Draping a green batik cloth over her left shoulder, Chantal says that at 5 in the morning on Aug. 27, 2002, she woke to gunfire in the gold-mining town of Mabanga-Gélé. She was alone with her 6-year-old son, Claude, as men armed with machetes entered her house. “Today we are going to cut off your arm so you can’t prepare mandro [traditional beer]” they said to her. She tells me, “They cut off my arm and took it outside where they had made a fire. They cooked it, while they were drinking our mandro, and ate it with the rest of the beans and rice.” Claude had escaped into the bush with relatives. Then, she says flatly, “They told me they were going to find my husband and eat his heart.”

Catherine, 9, too afraid to stay in the hospital, is taken back to the bush after being treated in Drodro

After the attack, Chantal spent three months in the Drodro Hospital, where, later, the patients were killed bed by bed. Then her husband abandoned her because she can no longer work. In the village, Chantal’s mother, Eliza Dz’da, lived with another daughter, Georgette, and Georgette’s four children. That August morning, Eliza says, she heard Lendu women ululating as the fighters entered the village to attack. Georgette and Eliza’s grandchildren tried to escape. All of them, Eliza says, were caught and killed. “We had a shed made of leaves, and they tore it down to build the fire. They took our leftover food and cooked pieces of Georgette and the children,” she tells me.

Both Eliza and Chantal say they’re not interested in vengeance. “God says that if someone does something bad to you, you must forgive him,” Chantal says. “That’s why I think it’s possible for this war to end. May God forgive them all because they didn’t know what they were doing.” Eliza says, “I’ve always lived with the Lendu, because they’ve always worked for us. When they came to work on the farm, they ate with us, and at the end of the day, we gave them money.”

At a distance, their desire to forgive seems inexplicable. Up close, amid the deep fatigue of the war, it’s easier to understand. Still the idea of forgiveness and the reality remain extremely different.

“If the Lendu had wanted to live here with us in the camp, I would have no problem with it,” Eliza says, when I ask why she has chosen to live in this IDP camp. This camp is controversial, because it is—in international aid speak—”mono-ethnic,” mostly ethnic Hema. This can be dangerous. During the 1994 Rwandan genocide, aid went straight to Hutu extremists, who took over Congolese refugee camps. Now, having learned their lesson, aid groups are wary of ethnic self-segregation.

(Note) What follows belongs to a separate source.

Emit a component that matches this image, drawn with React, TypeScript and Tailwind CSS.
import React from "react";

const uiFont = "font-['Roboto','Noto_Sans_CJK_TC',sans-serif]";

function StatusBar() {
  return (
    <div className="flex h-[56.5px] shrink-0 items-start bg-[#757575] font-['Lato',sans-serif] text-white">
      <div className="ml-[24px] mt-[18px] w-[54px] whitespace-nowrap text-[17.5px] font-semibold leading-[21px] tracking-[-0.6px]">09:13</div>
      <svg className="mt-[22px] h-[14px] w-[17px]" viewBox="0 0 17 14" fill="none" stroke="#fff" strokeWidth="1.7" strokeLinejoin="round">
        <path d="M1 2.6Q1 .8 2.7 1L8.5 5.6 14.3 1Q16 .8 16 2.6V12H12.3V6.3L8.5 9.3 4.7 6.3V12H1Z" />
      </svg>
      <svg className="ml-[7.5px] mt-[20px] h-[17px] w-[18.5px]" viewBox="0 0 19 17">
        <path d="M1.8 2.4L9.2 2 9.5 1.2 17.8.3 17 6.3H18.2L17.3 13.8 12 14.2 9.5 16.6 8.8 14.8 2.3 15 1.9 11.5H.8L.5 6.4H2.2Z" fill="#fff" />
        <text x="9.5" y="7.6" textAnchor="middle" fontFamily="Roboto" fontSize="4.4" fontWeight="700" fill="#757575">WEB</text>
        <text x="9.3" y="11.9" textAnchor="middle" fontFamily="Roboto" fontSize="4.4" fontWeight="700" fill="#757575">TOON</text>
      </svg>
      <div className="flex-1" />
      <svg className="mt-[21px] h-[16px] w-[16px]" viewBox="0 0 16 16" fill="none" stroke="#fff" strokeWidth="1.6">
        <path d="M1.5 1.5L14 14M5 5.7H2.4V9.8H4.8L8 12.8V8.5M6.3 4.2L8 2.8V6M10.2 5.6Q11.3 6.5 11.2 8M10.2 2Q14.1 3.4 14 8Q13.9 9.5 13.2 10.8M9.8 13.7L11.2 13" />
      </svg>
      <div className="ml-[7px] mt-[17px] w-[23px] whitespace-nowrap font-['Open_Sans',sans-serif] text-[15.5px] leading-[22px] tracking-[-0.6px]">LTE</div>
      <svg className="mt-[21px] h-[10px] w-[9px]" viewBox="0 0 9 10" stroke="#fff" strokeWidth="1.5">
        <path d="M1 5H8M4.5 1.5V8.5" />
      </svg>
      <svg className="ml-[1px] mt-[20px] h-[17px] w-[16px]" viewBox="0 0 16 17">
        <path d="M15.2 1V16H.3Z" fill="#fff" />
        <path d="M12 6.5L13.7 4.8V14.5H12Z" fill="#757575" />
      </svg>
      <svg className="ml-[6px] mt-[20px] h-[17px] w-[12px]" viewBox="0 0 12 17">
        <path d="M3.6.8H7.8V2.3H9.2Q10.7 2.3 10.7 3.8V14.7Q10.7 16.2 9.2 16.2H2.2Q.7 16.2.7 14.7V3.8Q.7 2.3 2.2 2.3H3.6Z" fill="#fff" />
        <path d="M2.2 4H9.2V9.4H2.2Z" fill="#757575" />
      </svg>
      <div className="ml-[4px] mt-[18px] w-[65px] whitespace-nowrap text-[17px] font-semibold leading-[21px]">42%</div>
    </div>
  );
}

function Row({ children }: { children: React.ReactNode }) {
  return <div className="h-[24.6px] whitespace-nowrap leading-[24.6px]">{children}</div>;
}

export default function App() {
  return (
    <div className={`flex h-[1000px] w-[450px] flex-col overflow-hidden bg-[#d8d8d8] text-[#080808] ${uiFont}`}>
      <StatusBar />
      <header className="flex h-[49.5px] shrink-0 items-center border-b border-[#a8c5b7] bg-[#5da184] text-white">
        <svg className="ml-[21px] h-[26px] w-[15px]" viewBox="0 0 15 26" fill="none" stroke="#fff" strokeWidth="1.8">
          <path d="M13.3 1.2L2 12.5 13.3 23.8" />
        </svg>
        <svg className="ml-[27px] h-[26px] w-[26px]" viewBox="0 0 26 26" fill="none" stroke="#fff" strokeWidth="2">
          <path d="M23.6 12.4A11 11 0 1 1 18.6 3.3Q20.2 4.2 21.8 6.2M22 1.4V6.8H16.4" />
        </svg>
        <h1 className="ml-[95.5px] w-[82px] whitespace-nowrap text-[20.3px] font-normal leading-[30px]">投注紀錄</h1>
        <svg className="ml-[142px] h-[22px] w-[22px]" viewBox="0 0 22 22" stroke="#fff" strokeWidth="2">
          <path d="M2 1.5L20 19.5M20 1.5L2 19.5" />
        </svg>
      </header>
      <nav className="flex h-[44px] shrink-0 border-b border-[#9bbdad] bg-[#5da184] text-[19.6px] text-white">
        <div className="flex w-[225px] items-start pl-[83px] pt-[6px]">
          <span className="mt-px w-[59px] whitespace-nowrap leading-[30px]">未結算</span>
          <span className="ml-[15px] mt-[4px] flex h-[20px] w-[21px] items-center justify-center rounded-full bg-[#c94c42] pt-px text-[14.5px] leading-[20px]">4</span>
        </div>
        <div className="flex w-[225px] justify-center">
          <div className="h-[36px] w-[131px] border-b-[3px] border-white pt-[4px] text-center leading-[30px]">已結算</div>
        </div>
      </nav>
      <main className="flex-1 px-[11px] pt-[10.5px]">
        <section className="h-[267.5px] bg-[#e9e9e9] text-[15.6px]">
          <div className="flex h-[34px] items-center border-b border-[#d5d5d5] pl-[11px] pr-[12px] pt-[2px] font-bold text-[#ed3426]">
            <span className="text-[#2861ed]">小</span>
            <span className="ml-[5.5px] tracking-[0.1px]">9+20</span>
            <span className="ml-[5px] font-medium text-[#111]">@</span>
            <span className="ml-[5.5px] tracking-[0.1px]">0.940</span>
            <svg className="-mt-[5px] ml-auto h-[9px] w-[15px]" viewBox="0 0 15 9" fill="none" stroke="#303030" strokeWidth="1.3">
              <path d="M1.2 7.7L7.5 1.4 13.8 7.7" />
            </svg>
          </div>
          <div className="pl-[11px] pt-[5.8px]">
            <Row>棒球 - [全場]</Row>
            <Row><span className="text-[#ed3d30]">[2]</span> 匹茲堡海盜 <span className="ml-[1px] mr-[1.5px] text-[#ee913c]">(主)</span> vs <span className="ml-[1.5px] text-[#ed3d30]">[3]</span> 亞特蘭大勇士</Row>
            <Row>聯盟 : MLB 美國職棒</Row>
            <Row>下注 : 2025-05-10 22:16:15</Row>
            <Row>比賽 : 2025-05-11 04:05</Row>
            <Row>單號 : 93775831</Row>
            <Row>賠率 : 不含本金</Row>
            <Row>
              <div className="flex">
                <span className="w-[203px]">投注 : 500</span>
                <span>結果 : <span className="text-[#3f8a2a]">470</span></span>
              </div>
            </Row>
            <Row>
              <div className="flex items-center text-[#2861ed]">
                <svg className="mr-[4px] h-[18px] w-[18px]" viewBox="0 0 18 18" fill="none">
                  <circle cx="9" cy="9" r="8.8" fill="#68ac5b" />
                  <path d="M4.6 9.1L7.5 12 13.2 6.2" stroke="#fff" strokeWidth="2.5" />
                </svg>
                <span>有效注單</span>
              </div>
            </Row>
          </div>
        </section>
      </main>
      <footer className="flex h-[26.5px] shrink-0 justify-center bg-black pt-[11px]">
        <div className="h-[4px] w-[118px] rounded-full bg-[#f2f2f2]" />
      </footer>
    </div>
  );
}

To learn more about the camp I go to see the smartest woman in town, Petronille Vaweka, president of the Special Assembly of Ituri. Although she too has heard rumors about the camp, she doesn’t doubt the women’s stories. Our talk turns to cannibalism. “You can’t hide it, the Lendu kill,” she says. “So do the Hema, but they kill in secret. Now in this war, with drugs, they cook people and eat them like fish. No one can lie—both sides have eaten each other.”

In the Democratic Republic of Congo, cannibalism has a complex history, involving a lot of rumor and imperialist myth. Interestingly enough, during colonial times, it was the whites who were believed to be cannibals. “The whites were thought to turn their captives’ flesh into salt meat, their brains into cheese, and their blood into the red wine Europeans drank,” Adam Hochschild writes in King Leopold’s Ghost. Belgian priests, mining officials, colonial authorities—all were thought to have a taste for Congolese flesh. In Luise White’s book Speaking with Vampires,one interviewee tells White that the colonialists “never managed to eat all the flesh so they saved the rest in tins, like corned beef.” In the context of Congo’s copper mines, the tales make practical sense. Since the rapacious white man consumed everything else he came across, he would hardly refrain from eating African flesh.

Now, in a conflict over land, gold, and oil, cannibalism as a crime of war seems to have entered the 21st century. No doubt, elements of both myth and magic both play a role in contemporary accounts. In essence, rumors of cannibalism do much the same thing as the act itself: They terrify. That terror becomes its own form of psychological warfare—a tactic to consume the enemy’s power.